- **Given request**
Look at the data below and print exactly the lines from its first line through the line with "const points = values.map((y, i)"; the pictures stay out of the copy.
====
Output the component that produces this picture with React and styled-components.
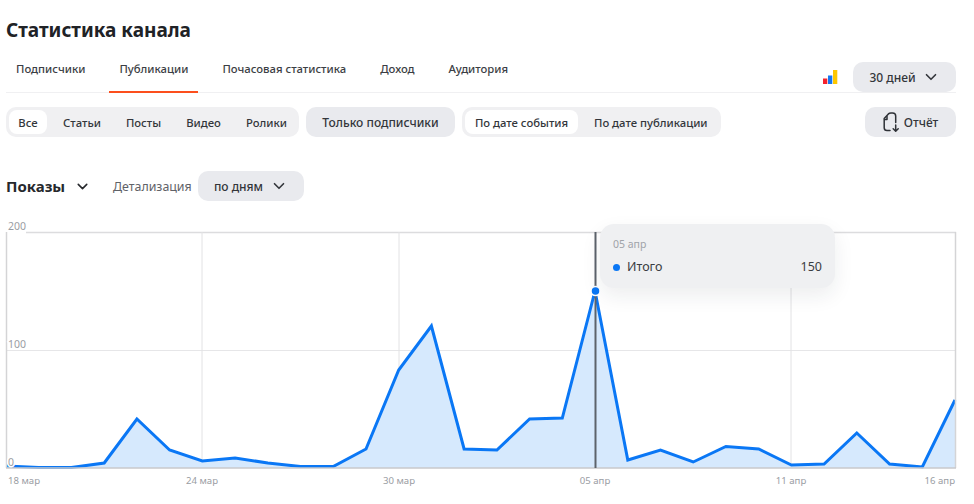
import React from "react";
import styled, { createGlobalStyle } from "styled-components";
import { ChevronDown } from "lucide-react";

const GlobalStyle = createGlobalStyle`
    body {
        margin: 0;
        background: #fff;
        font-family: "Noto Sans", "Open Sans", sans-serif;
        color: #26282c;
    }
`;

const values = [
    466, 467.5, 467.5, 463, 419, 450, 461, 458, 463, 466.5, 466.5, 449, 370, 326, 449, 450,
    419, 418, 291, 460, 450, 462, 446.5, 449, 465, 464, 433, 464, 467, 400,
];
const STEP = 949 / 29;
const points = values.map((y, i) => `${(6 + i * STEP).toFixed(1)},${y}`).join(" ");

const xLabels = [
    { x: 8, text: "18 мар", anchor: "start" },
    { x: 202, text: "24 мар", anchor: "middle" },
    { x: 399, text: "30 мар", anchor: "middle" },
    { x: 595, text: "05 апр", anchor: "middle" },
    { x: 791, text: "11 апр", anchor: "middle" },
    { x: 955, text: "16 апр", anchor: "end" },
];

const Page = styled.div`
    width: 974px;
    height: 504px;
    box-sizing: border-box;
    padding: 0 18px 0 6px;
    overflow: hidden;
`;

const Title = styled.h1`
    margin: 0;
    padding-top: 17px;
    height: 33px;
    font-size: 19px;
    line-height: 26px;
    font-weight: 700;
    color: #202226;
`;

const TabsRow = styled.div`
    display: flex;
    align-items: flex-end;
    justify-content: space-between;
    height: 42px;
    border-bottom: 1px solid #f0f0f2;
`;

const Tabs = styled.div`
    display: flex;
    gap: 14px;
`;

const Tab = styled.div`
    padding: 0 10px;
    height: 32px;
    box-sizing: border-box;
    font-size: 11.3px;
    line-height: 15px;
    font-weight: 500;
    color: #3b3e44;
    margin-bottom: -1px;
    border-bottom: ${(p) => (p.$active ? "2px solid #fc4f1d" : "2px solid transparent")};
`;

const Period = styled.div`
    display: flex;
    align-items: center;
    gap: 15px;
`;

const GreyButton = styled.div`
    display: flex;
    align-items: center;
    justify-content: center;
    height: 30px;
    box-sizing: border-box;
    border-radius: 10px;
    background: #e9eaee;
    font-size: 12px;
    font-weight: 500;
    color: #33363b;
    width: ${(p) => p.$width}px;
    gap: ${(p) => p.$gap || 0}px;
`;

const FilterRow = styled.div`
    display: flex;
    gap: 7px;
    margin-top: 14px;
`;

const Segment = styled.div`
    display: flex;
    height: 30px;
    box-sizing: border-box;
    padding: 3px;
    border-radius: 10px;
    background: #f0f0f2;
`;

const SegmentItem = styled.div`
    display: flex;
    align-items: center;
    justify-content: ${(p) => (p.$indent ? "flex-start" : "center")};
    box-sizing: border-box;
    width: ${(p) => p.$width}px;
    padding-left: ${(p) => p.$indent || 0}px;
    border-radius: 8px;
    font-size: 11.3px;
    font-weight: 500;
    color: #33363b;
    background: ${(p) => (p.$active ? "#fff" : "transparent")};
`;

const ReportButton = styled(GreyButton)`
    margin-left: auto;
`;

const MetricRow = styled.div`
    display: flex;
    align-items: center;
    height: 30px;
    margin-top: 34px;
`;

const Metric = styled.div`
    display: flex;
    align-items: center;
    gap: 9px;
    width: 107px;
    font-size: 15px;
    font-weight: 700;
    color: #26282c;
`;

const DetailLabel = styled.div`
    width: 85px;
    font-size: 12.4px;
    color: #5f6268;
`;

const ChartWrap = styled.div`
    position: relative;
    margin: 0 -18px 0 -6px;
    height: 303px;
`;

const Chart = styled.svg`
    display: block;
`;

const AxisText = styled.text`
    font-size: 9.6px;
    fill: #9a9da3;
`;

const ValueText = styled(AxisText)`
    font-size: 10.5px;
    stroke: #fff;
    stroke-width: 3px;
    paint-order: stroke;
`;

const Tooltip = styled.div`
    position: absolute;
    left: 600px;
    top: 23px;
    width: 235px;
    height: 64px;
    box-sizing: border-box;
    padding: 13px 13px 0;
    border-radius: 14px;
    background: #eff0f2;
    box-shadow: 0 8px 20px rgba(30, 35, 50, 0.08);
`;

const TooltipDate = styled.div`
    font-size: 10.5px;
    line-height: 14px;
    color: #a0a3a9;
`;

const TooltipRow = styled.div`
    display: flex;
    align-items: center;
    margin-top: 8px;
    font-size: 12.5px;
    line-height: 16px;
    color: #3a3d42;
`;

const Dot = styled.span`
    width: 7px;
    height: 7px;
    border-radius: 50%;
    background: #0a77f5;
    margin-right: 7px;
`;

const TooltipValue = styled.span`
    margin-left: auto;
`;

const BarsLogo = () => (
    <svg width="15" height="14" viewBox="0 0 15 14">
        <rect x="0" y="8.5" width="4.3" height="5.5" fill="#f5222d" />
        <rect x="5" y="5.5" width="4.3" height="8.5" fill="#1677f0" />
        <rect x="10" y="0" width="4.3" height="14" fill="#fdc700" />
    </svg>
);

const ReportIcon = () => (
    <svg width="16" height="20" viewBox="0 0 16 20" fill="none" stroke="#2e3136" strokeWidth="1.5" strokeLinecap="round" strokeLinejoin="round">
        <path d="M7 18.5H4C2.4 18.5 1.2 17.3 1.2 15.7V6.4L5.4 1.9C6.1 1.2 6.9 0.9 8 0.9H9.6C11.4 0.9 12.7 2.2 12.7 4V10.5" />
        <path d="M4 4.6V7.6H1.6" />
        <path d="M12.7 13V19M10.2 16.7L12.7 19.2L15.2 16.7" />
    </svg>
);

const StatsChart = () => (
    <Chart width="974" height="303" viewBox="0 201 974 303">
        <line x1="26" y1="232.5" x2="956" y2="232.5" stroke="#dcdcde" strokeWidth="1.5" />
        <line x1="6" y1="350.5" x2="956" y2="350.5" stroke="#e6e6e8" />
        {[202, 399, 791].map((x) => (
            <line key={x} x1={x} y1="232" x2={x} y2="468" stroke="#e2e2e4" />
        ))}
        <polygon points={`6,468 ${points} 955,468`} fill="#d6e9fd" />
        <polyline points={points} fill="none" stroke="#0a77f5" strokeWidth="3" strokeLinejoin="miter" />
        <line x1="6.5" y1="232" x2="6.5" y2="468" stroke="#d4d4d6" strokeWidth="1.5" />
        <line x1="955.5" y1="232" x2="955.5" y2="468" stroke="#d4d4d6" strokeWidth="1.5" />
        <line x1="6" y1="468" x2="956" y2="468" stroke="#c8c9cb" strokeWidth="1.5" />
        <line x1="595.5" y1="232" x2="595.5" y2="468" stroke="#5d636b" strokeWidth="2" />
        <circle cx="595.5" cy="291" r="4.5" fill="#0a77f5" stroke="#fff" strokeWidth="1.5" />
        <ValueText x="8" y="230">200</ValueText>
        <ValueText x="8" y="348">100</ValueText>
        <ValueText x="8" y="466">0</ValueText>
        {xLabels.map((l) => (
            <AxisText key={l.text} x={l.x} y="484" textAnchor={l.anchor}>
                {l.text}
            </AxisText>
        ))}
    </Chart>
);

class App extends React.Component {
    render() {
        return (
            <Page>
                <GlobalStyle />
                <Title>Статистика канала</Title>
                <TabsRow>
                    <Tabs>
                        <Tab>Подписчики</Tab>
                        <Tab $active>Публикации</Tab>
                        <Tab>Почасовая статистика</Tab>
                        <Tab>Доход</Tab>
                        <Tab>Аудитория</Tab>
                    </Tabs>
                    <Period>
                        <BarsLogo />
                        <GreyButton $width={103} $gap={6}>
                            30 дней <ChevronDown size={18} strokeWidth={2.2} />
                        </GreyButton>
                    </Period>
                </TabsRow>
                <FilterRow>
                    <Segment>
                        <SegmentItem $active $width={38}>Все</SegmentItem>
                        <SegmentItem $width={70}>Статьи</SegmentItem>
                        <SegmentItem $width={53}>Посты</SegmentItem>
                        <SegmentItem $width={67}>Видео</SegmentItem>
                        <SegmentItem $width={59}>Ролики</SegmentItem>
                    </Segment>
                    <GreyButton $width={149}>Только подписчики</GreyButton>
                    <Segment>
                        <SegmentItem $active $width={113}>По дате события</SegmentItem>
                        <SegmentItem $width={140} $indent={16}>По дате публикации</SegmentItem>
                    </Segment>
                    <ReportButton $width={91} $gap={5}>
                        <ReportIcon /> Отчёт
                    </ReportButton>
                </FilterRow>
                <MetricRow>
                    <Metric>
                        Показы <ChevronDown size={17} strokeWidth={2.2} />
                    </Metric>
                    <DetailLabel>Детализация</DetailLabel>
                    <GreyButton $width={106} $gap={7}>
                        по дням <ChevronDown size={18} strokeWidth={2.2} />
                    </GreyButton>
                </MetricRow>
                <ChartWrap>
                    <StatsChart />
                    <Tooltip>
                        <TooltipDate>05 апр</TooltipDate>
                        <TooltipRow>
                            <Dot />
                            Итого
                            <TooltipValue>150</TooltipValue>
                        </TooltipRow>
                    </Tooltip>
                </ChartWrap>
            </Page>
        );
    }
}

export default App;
====
- **Solution to this problem**
Output the component that produces this picture with React and styled-components.
import React from "react";
import styled, { createGlobalStyle } from "styled-components";
import { ChevronDown } from "lucide-react";

const GlobalStyle = createGlobalStyle`
    body {
        margin: 0;
        background: #fff;
        font-family: "Noto Sans", "Open Sans", sans-serif;
        color: #26282c;
    }
`;

const values = [
    466, 467.5, 467.5, 463, 419, 450, 461, 458, 463, 466.5, 466.5, 449, 370, 326, 449, 450,
    419, 418, 291, 460, 450, 462, 446.5, 449, 465, 464, 433, 464, 467, 400,
];
const STEP = 949 / 29;
const points = values.map((y, i) => `${(6 + i * STEP).toFixed(1)},${y}`).join(" ");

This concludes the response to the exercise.